*GIVEN PROBLEM*. Take the lines from the one with "Convert this screenshot" through the one with "const navItems = ['Home', 'Top", both ends kept, and reproduce them exactly without the pictures.

*Data extracted from a collection*.
....

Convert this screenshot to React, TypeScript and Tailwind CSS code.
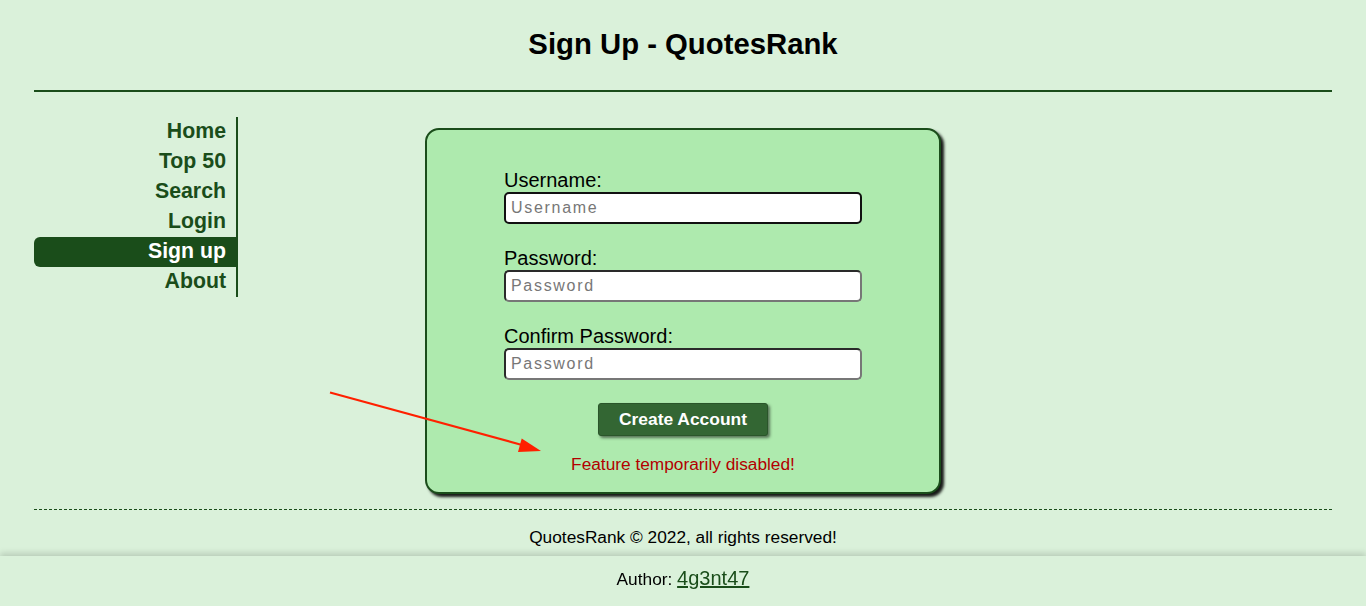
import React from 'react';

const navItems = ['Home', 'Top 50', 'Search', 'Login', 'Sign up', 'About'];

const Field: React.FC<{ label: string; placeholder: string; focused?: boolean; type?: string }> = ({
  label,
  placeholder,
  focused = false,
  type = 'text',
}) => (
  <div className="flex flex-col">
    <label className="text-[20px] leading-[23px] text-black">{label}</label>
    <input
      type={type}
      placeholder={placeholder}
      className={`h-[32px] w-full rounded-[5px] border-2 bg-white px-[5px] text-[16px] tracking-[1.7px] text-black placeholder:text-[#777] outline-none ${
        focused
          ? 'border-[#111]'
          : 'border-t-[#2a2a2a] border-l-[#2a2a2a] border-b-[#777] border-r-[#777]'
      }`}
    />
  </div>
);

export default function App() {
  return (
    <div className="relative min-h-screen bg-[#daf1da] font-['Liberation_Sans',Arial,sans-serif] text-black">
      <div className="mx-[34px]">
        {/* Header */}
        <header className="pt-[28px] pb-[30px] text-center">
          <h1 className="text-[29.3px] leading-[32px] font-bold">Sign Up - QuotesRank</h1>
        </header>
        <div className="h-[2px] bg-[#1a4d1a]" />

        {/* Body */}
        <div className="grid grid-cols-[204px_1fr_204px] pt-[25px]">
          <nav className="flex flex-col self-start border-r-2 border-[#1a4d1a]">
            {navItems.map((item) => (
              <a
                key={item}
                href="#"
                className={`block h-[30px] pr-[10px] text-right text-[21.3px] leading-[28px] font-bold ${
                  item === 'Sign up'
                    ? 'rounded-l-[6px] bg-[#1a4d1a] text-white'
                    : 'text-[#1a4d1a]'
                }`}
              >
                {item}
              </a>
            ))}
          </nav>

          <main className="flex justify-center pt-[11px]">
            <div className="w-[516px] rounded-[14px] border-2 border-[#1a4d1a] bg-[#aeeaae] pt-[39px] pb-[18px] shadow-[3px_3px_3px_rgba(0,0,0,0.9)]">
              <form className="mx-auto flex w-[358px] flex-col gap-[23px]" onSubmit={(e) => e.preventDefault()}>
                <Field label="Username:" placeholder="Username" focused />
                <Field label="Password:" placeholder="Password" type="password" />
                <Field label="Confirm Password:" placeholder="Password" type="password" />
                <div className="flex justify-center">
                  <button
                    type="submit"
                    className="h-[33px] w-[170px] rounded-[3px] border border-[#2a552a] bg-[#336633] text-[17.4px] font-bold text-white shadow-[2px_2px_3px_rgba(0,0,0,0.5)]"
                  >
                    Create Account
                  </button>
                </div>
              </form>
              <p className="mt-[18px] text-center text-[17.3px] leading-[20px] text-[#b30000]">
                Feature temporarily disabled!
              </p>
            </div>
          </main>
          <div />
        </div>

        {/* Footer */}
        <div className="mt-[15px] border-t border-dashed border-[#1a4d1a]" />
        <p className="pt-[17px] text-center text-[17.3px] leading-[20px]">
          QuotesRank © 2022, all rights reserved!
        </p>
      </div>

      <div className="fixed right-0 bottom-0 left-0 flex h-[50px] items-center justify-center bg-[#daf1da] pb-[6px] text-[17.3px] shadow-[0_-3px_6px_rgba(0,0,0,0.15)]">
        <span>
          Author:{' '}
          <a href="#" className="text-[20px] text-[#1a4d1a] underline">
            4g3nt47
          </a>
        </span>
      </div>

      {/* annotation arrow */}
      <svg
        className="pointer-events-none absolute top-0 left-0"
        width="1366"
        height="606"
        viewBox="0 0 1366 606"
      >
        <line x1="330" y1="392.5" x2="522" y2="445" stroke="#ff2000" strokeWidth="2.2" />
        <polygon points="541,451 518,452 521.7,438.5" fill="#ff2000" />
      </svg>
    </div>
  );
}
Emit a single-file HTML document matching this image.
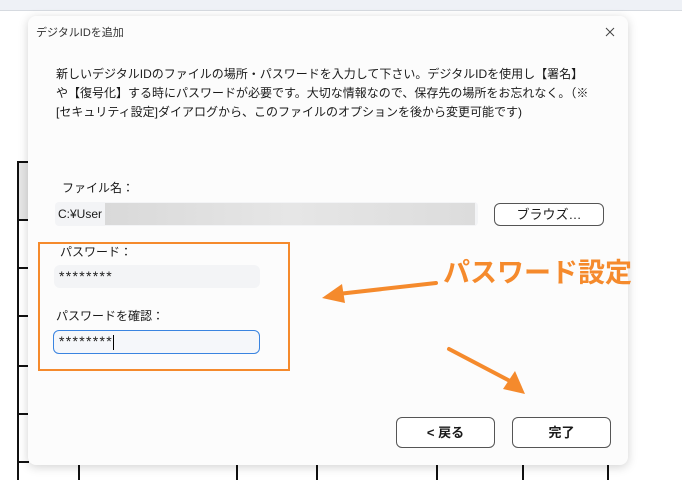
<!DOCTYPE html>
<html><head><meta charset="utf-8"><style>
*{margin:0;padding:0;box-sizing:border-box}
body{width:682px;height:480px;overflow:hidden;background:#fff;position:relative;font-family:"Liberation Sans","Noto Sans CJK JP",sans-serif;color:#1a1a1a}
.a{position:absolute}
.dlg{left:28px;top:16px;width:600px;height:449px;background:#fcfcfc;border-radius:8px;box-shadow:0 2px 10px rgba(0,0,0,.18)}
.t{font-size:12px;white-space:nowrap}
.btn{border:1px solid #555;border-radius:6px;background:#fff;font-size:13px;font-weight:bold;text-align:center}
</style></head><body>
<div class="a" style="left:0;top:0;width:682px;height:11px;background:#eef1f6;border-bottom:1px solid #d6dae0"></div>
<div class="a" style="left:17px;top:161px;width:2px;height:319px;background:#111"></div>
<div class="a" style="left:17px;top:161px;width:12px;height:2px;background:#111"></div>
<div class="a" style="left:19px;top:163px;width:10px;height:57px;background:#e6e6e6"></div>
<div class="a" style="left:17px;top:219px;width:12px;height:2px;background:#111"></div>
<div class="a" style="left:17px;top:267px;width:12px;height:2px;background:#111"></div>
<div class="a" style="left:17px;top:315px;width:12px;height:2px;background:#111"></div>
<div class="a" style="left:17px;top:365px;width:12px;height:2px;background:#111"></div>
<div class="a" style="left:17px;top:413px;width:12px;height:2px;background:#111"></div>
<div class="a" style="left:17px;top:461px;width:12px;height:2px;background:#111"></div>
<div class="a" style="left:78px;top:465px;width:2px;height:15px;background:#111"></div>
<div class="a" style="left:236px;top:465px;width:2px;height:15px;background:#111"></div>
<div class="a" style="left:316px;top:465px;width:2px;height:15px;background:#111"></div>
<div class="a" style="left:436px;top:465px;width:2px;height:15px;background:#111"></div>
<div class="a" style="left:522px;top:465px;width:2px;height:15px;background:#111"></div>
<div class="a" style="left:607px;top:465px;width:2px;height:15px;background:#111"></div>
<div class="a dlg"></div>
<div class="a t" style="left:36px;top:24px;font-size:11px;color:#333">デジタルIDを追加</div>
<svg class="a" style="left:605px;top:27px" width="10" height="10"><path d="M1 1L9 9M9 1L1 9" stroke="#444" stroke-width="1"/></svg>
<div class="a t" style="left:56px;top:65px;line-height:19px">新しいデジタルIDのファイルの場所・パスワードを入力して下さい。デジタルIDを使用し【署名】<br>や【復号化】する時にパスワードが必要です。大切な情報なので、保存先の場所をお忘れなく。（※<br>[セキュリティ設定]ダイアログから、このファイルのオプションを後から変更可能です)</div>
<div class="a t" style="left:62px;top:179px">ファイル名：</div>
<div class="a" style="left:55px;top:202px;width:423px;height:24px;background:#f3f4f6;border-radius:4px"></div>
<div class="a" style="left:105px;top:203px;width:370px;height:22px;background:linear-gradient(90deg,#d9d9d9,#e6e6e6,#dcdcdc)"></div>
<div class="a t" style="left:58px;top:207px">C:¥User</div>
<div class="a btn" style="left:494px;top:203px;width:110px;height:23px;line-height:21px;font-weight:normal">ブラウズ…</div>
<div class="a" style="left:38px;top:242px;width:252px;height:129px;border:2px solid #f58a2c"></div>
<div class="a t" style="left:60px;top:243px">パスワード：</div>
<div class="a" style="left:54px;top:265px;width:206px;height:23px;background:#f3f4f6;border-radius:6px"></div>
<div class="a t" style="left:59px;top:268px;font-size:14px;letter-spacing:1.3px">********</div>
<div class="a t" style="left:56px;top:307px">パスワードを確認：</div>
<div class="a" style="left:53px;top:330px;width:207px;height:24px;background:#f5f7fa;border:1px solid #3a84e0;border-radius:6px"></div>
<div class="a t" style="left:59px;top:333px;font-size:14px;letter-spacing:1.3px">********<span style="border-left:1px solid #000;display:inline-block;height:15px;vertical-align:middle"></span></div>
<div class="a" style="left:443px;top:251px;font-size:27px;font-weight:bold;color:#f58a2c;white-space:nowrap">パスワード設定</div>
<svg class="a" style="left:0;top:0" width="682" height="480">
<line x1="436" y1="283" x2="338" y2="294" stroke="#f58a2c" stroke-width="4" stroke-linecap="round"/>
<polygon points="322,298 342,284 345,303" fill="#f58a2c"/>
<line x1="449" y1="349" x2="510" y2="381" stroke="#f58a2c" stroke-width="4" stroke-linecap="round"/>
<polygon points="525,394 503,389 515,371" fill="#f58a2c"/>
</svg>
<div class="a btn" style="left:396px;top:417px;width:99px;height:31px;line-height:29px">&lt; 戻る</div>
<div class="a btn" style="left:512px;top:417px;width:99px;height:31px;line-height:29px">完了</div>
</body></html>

....

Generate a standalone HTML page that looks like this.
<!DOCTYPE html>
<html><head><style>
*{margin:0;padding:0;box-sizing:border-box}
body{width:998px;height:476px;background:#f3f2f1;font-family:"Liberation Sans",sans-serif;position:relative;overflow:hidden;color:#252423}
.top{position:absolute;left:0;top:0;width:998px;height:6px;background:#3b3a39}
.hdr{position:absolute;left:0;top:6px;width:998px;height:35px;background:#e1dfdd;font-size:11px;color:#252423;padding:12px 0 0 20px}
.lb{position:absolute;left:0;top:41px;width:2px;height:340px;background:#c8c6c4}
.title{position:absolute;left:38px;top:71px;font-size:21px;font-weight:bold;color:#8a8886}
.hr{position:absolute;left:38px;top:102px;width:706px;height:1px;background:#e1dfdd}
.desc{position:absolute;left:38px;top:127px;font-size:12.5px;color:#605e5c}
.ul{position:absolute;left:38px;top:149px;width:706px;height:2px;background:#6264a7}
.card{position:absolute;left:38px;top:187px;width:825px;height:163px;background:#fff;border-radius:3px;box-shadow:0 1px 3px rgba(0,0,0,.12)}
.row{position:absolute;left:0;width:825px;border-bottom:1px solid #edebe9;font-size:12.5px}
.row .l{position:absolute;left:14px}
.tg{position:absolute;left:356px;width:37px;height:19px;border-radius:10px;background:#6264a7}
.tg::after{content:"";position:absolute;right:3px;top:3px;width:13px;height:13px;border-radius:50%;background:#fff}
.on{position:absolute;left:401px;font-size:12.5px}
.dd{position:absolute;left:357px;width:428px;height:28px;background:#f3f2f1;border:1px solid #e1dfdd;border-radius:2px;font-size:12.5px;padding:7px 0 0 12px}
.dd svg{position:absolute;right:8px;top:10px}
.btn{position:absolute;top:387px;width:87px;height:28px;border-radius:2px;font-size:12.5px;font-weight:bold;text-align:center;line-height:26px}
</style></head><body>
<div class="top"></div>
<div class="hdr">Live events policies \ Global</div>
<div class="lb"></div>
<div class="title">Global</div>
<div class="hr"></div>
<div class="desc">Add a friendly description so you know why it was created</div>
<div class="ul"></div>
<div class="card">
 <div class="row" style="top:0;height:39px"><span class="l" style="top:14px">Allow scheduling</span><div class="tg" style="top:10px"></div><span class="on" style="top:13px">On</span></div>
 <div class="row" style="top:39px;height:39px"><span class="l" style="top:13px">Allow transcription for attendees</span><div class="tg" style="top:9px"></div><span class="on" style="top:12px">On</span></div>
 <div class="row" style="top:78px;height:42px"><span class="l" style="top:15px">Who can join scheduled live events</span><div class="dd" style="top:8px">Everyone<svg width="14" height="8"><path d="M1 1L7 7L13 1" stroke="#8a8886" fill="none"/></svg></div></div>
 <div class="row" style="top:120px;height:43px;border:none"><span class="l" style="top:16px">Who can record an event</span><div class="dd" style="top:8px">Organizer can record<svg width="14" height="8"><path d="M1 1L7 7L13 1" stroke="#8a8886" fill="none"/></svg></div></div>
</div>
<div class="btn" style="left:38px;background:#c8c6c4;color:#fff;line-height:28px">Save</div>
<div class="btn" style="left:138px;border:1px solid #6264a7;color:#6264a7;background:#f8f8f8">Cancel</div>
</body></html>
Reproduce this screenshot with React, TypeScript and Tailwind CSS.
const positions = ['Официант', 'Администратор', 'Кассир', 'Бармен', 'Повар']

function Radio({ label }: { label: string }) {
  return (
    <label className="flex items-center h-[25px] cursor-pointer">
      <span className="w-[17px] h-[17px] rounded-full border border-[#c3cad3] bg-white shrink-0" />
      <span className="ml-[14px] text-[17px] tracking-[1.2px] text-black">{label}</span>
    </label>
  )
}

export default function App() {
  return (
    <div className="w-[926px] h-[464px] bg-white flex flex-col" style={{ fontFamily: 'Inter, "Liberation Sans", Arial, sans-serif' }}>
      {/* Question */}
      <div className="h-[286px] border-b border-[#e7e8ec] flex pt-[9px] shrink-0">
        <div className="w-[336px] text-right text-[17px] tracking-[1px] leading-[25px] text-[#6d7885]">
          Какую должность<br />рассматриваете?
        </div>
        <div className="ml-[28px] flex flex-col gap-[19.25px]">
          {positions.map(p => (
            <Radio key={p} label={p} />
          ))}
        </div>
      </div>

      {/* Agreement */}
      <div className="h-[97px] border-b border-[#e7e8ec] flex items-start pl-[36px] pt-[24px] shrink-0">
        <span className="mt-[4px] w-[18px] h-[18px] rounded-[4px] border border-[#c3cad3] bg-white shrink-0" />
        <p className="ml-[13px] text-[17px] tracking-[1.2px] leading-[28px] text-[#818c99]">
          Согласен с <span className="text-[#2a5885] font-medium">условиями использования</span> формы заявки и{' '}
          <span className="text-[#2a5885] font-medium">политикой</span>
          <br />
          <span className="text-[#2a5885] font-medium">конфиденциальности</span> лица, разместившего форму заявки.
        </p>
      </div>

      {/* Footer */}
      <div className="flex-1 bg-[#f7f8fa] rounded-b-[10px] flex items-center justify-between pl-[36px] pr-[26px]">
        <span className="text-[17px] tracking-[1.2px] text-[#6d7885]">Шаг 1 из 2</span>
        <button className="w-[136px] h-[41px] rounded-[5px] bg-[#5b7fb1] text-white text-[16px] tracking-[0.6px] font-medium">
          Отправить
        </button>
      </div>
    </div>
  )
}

....

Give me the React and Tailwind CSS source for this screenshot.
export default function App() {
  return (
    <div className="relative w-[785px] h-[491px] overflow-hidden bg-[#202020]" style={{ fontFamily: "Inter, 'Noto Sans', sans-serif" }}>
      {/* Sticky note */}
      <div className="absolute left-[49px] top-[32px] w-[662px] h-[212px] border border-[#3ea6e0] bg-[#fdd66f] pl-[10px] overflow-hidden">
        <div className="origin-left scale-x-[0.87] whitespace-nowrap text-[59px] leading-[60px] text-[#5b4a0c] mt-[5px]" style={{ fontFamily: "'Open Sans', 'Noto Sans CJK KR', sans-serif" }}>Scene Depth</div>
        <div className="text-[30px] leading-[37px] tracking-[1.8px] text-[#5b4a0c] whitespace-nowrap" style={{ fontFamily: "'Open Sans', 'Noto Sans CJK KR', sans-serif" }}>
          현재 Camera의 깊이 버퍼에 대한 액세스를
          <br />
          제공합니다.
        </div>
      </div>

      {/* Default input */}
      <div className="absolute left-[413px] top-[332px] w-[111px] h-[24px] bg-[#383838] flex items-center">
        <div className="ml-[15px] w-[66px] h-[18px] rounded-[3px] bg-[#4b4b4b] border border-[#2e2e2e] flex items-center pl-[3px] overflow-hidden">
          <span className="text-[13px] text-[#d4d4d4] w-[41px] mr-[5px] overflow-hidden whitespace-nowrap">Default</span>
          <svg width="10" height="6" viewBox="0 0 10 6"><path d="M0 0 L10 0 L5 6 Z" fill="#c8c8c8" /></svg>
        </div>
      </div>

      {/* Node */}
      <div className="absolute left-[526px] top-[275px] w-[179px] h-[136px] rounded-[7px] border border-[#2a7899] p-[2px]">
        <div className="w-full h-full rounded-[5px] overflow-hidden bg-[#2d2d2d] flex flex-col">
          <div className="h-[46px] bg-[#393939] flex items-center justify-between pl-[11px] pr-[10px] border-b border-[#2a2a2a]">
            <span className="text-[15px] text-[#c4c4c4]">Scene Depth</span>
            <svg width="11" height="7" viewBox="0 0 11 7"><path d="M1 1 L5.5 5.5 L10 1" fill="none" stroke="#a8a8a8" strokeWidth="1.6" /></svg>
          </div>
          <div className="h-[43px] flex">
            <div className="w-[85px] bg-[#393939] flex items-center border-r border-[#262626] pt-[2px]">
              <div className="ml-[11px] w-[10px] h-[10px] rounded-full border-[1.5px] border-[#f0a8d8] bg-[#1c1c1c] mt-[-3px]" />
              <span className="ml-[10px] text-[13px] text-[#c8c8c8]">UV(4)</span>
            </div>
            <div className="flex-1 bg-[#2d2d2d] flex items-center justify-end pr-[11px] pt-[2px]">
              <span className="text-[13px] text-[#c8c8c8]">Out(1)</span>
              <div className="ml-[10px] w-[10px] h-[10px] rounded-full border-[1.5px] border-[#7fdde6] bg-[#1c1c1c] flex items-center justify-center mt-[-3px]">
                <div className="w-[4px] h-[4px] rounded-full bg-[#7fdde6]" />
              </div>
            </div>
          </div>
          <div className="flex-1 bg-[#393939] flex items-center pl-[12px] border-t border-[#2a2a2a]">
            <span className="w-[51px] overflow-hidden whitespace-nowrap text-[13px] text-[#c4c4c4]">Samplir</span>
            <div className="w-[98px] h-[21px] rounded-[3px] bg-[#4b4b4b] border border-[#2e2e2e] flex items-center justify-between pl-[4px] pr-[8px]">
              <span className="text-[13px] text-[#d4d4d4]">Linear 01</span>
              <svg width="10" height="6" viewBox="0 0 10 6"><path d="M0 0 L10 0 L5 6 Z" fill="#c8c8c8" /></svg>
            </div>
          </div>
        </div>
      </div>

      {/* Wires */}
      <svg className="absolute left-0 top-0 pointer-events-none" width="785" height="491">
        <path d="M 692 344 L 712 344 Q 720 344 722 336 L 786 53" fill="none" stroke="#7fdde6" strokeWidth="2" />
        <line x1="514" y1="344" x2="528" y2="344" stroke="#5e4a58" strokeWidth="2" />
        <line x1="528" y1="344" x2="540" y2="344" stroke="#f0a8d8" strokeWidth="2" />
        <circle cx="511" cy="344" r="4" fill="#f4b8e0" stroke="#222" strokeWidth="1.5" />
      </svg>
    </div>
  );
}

....

*COMPLETE OUTPUT*.
Convert this screenshot to React, TypeScript and Tailwind CSS code.
import React from 'react';

const navItems = ['Home', 'Top 50', 'Search', 'Login', 'Sign up', 'About'];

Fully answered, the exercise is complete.